For the Jacobian, let D_j denote the jth partial derivative and let e_j be the usual basis vector. Then D_jh(x) = g(x)*e_j + D_jg(x)*x. Thus the linear transformation Dh(x) equals g(x)*I + T_x, where I is the indentity and T_x is a linear transformation whose range is contained in the span of the vector x. Clearly Dh(0) equals g(0)*I, which is invertible. If x is nonzero, then the formula for |h(rv)| shows Dh(x) applied to x itself is a positive multiple of x. If w is a vector perpendicular to x, then Dh(x)(w) = g(x)*w + scalar multiple of x. It follows that the range of Dh(x) contains x and its orthogonal complement, which implies Dh(x) is invertible.
> Hi to all! > I have a question, i'm trying to prove that every > star-shaped open subset of R^n is diffeomorphic to > R^n. > I found this sketch of proof:
> Let U be an open and star-shaped region of R^n. Wlog > let 0 be a > star-center of U. There is a smooth function f:R^n -> > R such > that f>0 on U and f=0 outside U. > Such a function certanly exists for open balls, and > any open set > of R^n is a locally finite union of open balls, so > one just has > to sum up all the funcion of the open balls in such a > covering. > Define g:U -> R by g(x) = integral_0^1 dt/f(tx). > Define h:U -> R^n by h(x) = g(x)x. > One can prove the following: > 1 is one-to-one > 2. h is onto > 3. h is smooth > 4. the Jacobian of h is invertible > Then h is a smooth diffeomorphism by the inverse > function theorem
> how can i prove 1,2,4?
> If anyone knows another way to prove that every open > star convex subset > of R^n is diffeomorphic to R^n tell me please.
> Thank you in advance
I have a different idea that I think may work: We can show that every set of this type is diffeo- morphic to an open metric ball in R^n , i.e., a ball B={ x in R^n, ||x||<r } , for r>0. You can ( in the case the set is bounded ) contain the star set S in an open n-ball centered at the origin, and then draw a line from the origin passing thru a point in S and ending up at a point in the n-ball. This gives you a smooth bijection between the n-ball and S . And then it is relatively easy to show that an open metric ball in R^n is diffeomorphic to R^n. Use, e.g., some variant of the arctan function used for R^1.
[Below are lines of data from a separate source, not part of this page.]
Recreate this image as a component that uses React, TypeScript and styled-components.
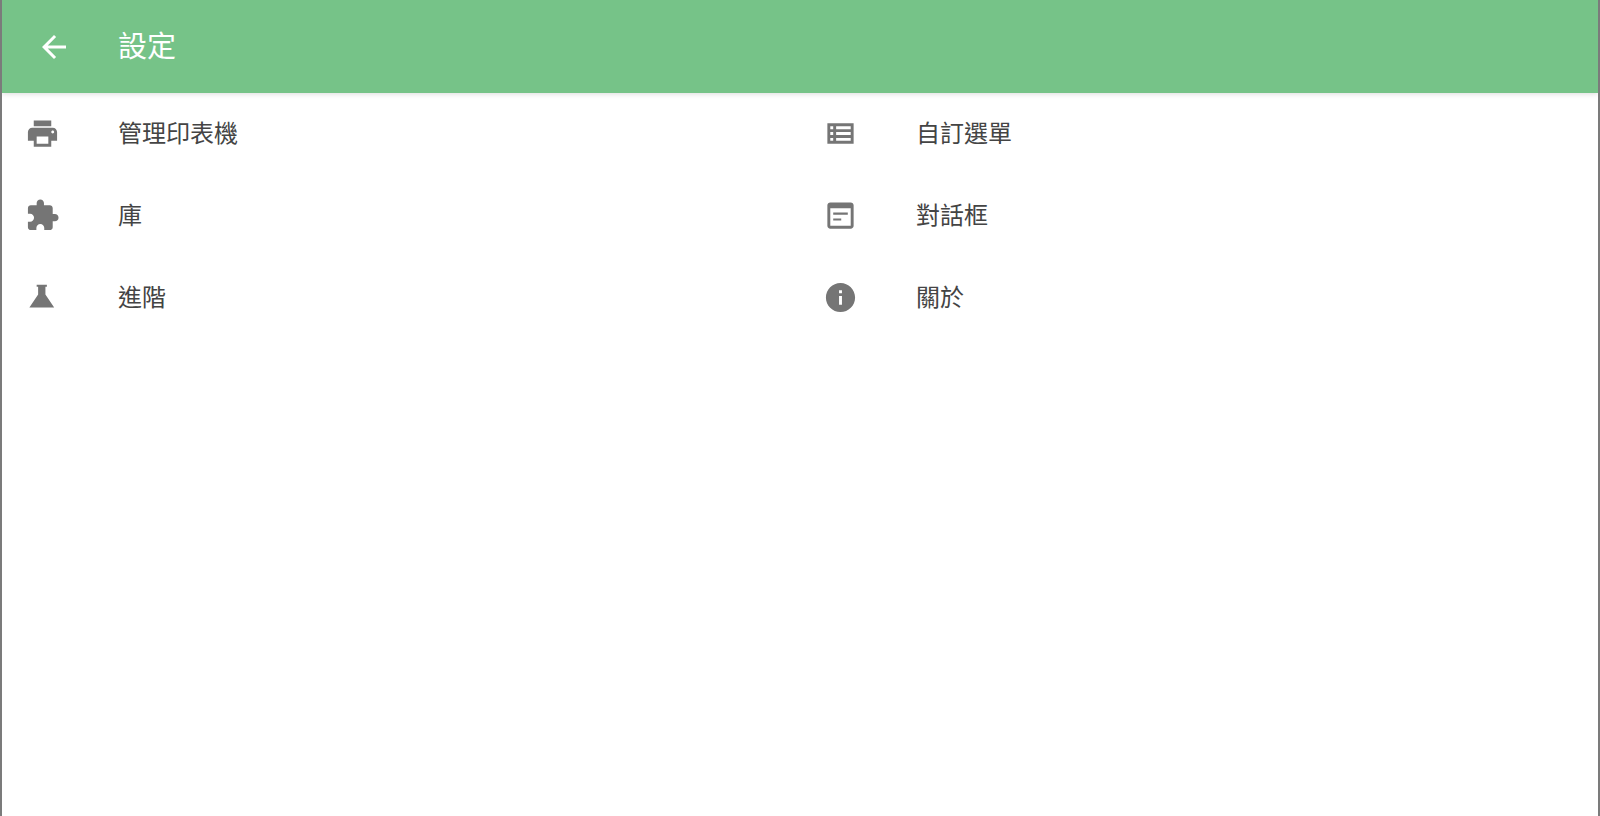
import styled, { createGlobalStyle } from "styled-components";

const GlobalStyle = createGlobalStyle`
  html, body {
    margin: 0;
    padding: 0;
    height: 100%;
    background: #ffffff;
  }
  #root {
    height: 100%;
  }
`;

const Screen = styled.div`
  box-sizing: border-box;
  width: 1600px;
  height: 816px;
  overflow: hidden;
  border-left: 2px solid #7b7b7b;
  border-right: 2px solid #7b7b7b;
  background: #ffffff;
  font-family: "Noto Sans CJK TC", "Noto Sans", sans-serif;
`;

const Toolbar = styled.header`
  display: flex;
  align-items: center;
  height: 93px;
  background: #76c388;
  box-shadow: 0 1px 5px rgba(0, 0, 0, 0.14);
  color: #ffffff;
`;

const BackIcon = styled.svg`
  width: 36px;
  height: 36px;
  margin-left: 34px;
  fill: #ffffff;
`;

const Title = styled.h1`
  margin: 0 0 4px 46px;
  font-size: 29px;
  font-weight: 400;
  line-height: 1;
`;

const Menu = styled.div`
  display: grid;
  grid-template-columns: 1fr 1fr;
  grid-auto-rows: 82px;
`;

const Row = styled.div`
  display: flex;
  align-items: center;
  padding-left: 23px;
`;

const RowIcon = styled.svg`
  flex: none;
  width: 35px;
  height: 35px;
  margin-bottom: 1px;
  fill: #757575;
`;

const Label = styled.span`
  margin: 0 0 4px 58px;
  font-size: 24px;
  line-height: 1;
  color: #444444;
`;

const items = [
  {
    label: "管理印表機",
    icon: "M19 8H5c-1.66 0-3 1.34-3 3v6h4v4h12v-4h4v-6c0-1.66-1.34-3-3-3zm-3 11H8v-5h8v5zm3-7c-.55 0-1-.45-1-1s.45-1 1-1 1 .45 1 1-.45 1-1 1zm-1-9H6v4h12V3z",
  },
  {
    label: "自訂選單",
    icon: "M3 5v14h18V5H3zm4 12H5v-2h2v2zm0-4H5v-2h2v2zm0-4H5V7h2v2zm12 8H9v-2h10v2zm0-4H9v-2h10v2zm0-4H9V7h10v2z",
  },
  {
    label: "庫",
    icon: "M20.5 11H19V7c0-1.1-.9-2-2-2h-4V3.5C13 2.12 11.88 1 10.5 1S8 2.12 8 3.5V5H4c-1.1 0-1.99.9-1.99 2v3.8H3.5c1.49 0 2.7 1.21 2.7 2.7s-1.21 2.7-2.7 2.7H2V20c0 1.1.9 2 2 2h3.8v-1.5c0-1.49 1.21-2.7 2.7-2.7 1.49 0 2.7 1.21 2.7 2.7V22H17c1.1 0 2-.9 2-2v-4h1.5c1.38 0 2.5-1.12 2.5-2.5S21.88 11 20.5 11z",
  },
  {
    label: "對話框",
    icon: "M19 3H5c-1.1 0-2 .9-2 2v14c0 1.1.9 2 2 2h14c1.1 0 2-.9 2-2V5c0-1.1-.9-2-2-2zm0 16H5V7h14v12zM7 10h10v1.5H7zm0 4h5.5v1.5H7z",
  },
  {
    label: "進階",
    icon: "M8 3.2h7v1.4h-1V10l6 8.8H3l6-8.8V4.6H8z",
  },
  {
    label: "關於",
    icon: "M12 2C6.48 2 2 6.48 2 12s4.48 10 10 10 10-4.48 10-10S17.52 2 12 2zm1 15h-2v-6h2v6zm0-8h-2V7h2v2z",
  },
];

export default function App() {
  return (
    <>
      <GlobalStyle />
      <Screen>
        <Toolbar>
          <BackIcon viewBox="0 0 24 24">
            <path d="M20 11H7.83l5.59-5.59L12 4l-8 8 8 8 1.41-1.41L7.83 13H20v-2z" />
          </BackIcon>
          <Title>設定</Title>
        </Toolbar>
        <Menu>
          {items.map((item) => (
            <Row key={item.label}>
              <RowIcon viewBox="0 0 24 24">
                <path d={item.icon} />
              </RowIcon>
              <Label>{item.label}</Label>
            </Row>
          ))}
        </Menu>
      </Screen>
    </>
  );
}
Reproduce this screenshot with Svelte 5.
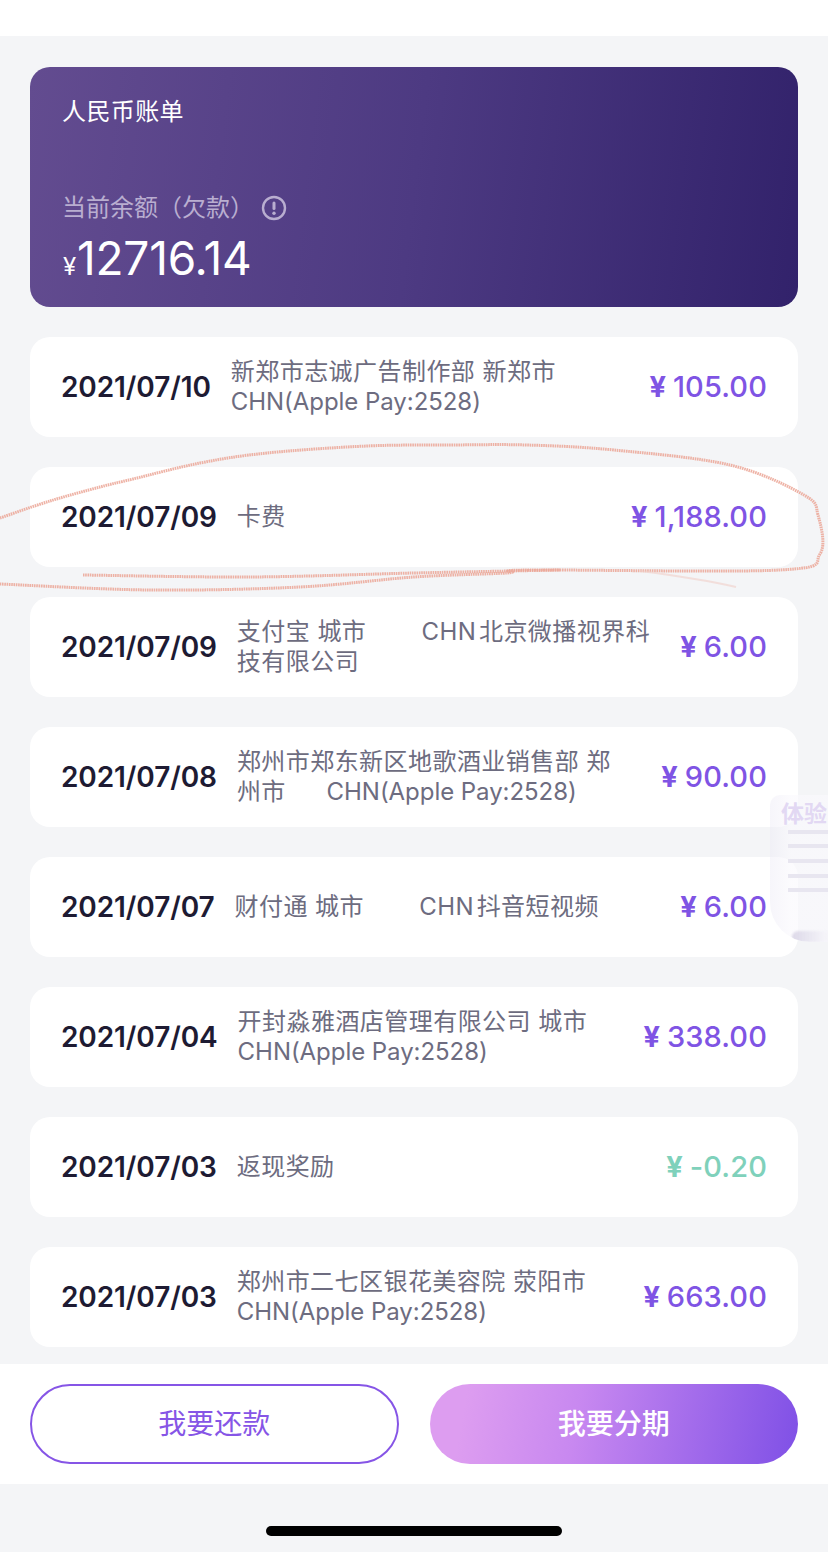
<script>
  const card = 'CHN(Apple Pay:2528)';
  const rows = [
    { date: '2021/07/10', lines: ['新郑市志诚广告制作部 新郑市', ''], card, amount: '105.00' },
    { date: '2021/07/09', lines: ['卡费'], amount: '1,188.00' },
    { date: '2021/07/09', lines: ['支付宝 城市       \u2009CHN\u200a北京微播视界科', '技有限公司'], amount: '6.00' },
    { date: '2021/07/08', lines: ['郑州市郑东新区地歌酒业销售部 郑', '州市     \u2009'], card, amount: '90.00' },
    { date: '2021/07/07', lines: ['财付通 城市       \u2009CHN\u200a抖音短视频'], amount: '6.00' },
    { date: '2021/07/04', lines: ['开封淼雅酒店管理有限公司 城市', ''], card, amount: '338.00' },
    { date: '2021/07/03', lines: ['返现奖励'], amount: '-0.20', refund: true },
    { date: '2021/07/03', lines: ['郑州市二七区银花美容院 荥阳市', ''], card, amount: '663.00' }
  ];

  // points of the pen stroke, read off the picture
  const ring = [
    [0, 88], [50, 71], [100, 57], [133, 49], [200, 33], [267, 23], [367, 16], [450, 15], [527, 15], [614, 20],
    [730, 35], [804, 65], [818, 85], [820, 124], [780, 140], [530, 140], [507, 143], [414, 147],
    [300, 157], [150, 160], [0, 154]
  ];
  const under = [[83, 145], [250, 147], [414, 143], [510, 141], [560, 140]];

  function smooth(pts) {
    let d = `M${pts[0][0]} ${pts[0][1]}`;
    for (let i = 0; i < pts.length - 1; i++) {
      const p0 = pts[i - 1] || pts[i];
      const p1 = pts[i];
      const p2 = pts[i + 1];
      const p3 = pts[i + 2] || p2;
      const c1x = p1[0] + (p2[0] - p0[0]) / 6;
      const c1y = p1[1] + (p2[1] - p0[1]) / 6;
      const c2x = p2[0] - (p3[0] - p1[0]) / 6;
      const c2y = p2[1] - (p3[1] - p1[1]) / 6;
      d += ` C${c1x} ${c1y} ${c2x} ${c2y} ${p2[0]} ${p2[1]}`;
    }
    return d;
  }
</script>

<div class="page">
  <div class="topbar"></div>

  <div class="scroll">
    <section class="card">
      <div class="card-title">人民币账单</div>
      <div class="balance-label">
        当前余额（欠款）
        <svg class="info" width="26" height="26" viewBox="0 0 26 26">
          <circle cx="13" cy="13" r="11" fill="none" stroke="currentColor" stroke-width="2.4" />
          <rect x="11.5" y="6.5" width="3" height="8.5" rx="1.5" fill="currentColor" />
          <circle cx="13" cy="18.2" r="1.7" fill="currentColor" />
        </svg>
      </div>
      <div class="balance"><span class="yen">¥</span>12716.14</div>
    </section>

    {#each rows as row}
      <div class="row">
        <div class="date">{row.date}</div>
        <div class="desc">
          {#each row.lines as line, i}
            <div class="desc-line">{line}{#if row.card && i === row.lines.length - 1}<span class="latin">{row.card}</span>{/if}</div>
          {/each}
        </div>
        <div class="amount" class:refund={row.refund}><b>¥</b> {row.amount}</div>
      </div>
    {/each}
  </div>

  <div class="actions">
    <button class="btn outline">我要还款</button>
    <button class="btn filled">我要分期</button>
  </div>

  <div class="home-area">
    <div class="home-bar"></div>
  </div>

  <!-- hand drawn circle around the card fee row -->
  <svg class="scribble" width="828" height="170" viewBox="0 0 828 170" fill="none">
    <path class="line" d={smooth(ring)} />
    <path class="line" d={smooth(under)} />
    <path class="fade" d="M640 141 C680 146 710 151 736 157" />
  </svg>

  <!-- floating feedback tab -->
  <div class="float-tab">
    <div class="tab-title">体验</div>
    <i></i><i></i><i></i><i></i><i></i>
    <div class="curl"></div>
  </div>
</div>

<style>
  :global(body) {
    margin: 0;
    background: #f4f5f7;
  }

  .page {
    position: relative;
    width: 828px;
    height: 1552px;
    overflow: hidden;
    display: flex;
    flex-direction: column;
    background: #f4f5f7;
    font-family: Inter, "Noto Sans CJK SC", sans-serif;
  }

  .topbar {
    height: 36px;
    flex: none;
    background: #fff;
  }

  .scroll {
    height: 1328px;
    flex: none;
    overflow: hidden;
    padding: 31px 30px 0;
    box-sizing: border-box;
  }

  .card {
    height: 240px;
    box-sizing: border-box;
    padding: 30px 32px 0;
    border-radius: 20px;
    background: linear-gradient(97deg, #634c90 0%, #4d3a82 50%, #32226b 100%);
    color: #fff;
  }

  .card-title {
    font-size: 24px;
    line-height: 30px;
    letter-spacing: 0.4px;
  }

  .balance-label {
    margin-top: 66px;
    display: flex;
    align-items: center;
    font-size: 24px;
    line-height: 30px;
    color: #b9aed0;
  }

  .info {
    margin-left: 7px;
  }

  .balance {
    margin-top: 7px;
    font-size: 46px;
    line-height: 56px;
    letter-spacing: -0.2px;
  }

  .yen {
    font-size: 24px;
    margin-left: 1px;
    margin-right: 1px;
  }

  .row {
    height: 100px;
    margin-top: 30px;
    box-sizing: border-box;
    padding: 0 31px;
    display: flex;
    align-items: center;
    background: #fff;
    border-radius: 20px;
  }

  .date {
    flex: none;
    font-size: 28px;
    font-weight: 600;
    letter-spacing: -0.1px;
    color: #1e1b33;
    margin-right: 20px;
  }

  .desc {
    flex: 1;
    min-width: 0;
    font-size: 24px;
    line-height: 30px;
    letter-spacing: 0.45px;
    color: #6d6c80;
  }

  .desc-line {
    white-space: pre;
  }

  .latin {
    letter-spacing: -0.05px;
  }

  .amount {
    flex: none;
    margin-left: 28px;
    padding-bottom: 2px;
    font-size: 29px;
    font-weight: 500;
    letter-spacing: 0.1px;
    word-spacing: -1px;
    color: #7f54e4;
  }

  .amount b {
    font-weight: 700;
  }

  .amount.refund {
    color: #7fd1bb;
  }

  .actions {
    height: 120px;
    flex: none;
    box-sizing: border-box;
    padding: 20px 30px;
    display: grid;
    grid-template-columns: 1fr 1fr;
    gap: 31px;
    background: #fff;
  }

  .btn {
    height: 80px;
    box-sizing: border-box;
    padding: 0 0 4px;
    border-radius: 40px;
    font-family: inherit;
    font-size: 28px;
    cursor: pointer;
  }

  .outline {
    background: #fff;
    border: 2px solid #8655e6;
    color: #8655e6;
  }

  .filled {
    border: none;
    background: linear-gradient(100deg, #dd9df0 10%, #c888f0 40%, #7f50e6 100%);
    color: #fff;
    font-weight: 500;
  }

  .home-area {
    flex: 1;
    display: flex;
    justify-content: center;
    padding-top: 42px;
  }

  .home-bar {
    width: 296px;
    height: 10px;
    border-radius: 5px;
    background: #000;
  }

  .scribble {
    position: absolute;
    left: 0;
    top: 430px;
  }

  .line {
    stroke: #eba595;
    stroke-width: 3;
    stroke-dasharray: 1.6 0.7;
    opacity: 0.85;
  }

  .fade {
    stroke: #f0cfc8;
    stroke-width: 2;
    opacity: 0.6;
  }

  .float-tab {
    position: absolute;
    left: 770px;
    top: 795px;
    width: 70px;
    height: 147px;
    box-sizing: border-box;
    padding: 6px 0 0 11px;
    border-radius: 10px 0 0 40px;
    background: linear-gradient(90deg, rgba(236, 234, 245, 0.45), rgba(250, 249, 253, 0.65) 30%);
    overflow: hidden;
  }

  .tab-title {
    font-size: 23px;
    font-weight: 700;
    line-height: 26px;
    margin-bottom: -8px;
    color: #e2d8f3;
    white-space: nowrap;
  }

  .float-tab i {
    display: block;
    height: 4px;
    margin: 10.7px 0 0 7px;
    background: #e8e6f0;
  }

  .curl {
    position: absolute;
    left: 22px;
    bottom: 0;
    width: 48px;
    height: 11px;
    border-radius: 10px 0 0 8px;
    background: linear-gradient(90deg, #dcd8e8, rgba(240, 238, 246, 0.3) 70%);
    filter: blur(1px);
  }
</style>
Bacle <ba...@yahoo.com> wrote: > > Hi to all! > > I have a question, i'm trying to prove that every > > star-shaped open subset of R^n is diffeomorphic to > > R^n. > > I found this sketch of proof:
> > Let U be an open and star-shaped region of R^n. Wlog > > let 0 be a > > star-center of U. There is a smooth function f:R^n -> > > R such > > that f>0 on U and f=0 outside U. > > Such a function certanly exists for open balls, and > > any open set > > of R^n is a locally finite union of open balls, so > > one just has > > to sum up all the funcion of the open balls in such a > > covering. > > Define g:U -> R by g(x) = integral_0^1 dt/f(tx). > > Define h:U -> R^n by h(x) = g(x)x. > > One can prove the following: > > 1 is one-to-one > > 2. h is onto > > 3. h is smooth > > 4. the Jacobian of h is invertible > > Then h is a smooth diffeomorphism by the inverse > > function theorem
> > how can i prove 1,2,4?
> > If anyone knows another way to prove that every open > > star convex subset > > of R^n is diffeomorphic to R^n tell me please.
> > Thank you in advance
> I have a different idea that I think may work: > We can show that every set of this type is diffeo- > morphic to an open metric ball in R^n , i.e., > a ball B={ x in R^n, ||x||<r } , for r>0. > You can ( in the case the set is bounded ) > contain the star set S in an open n-ball centered > at the origin, and then draw a line from the > origin passing thru a point in S and ending up > at a point in the n-ball. This gives you a smooth > bijection between the n-ball and S .
That looks doubtful to me. Can you supply some details?
> And then it is relatively easy to show that > an open metric ball in R^n is diffeomorphic to > R^n. Use, e.g., some variant of the arctan > function used for R^1.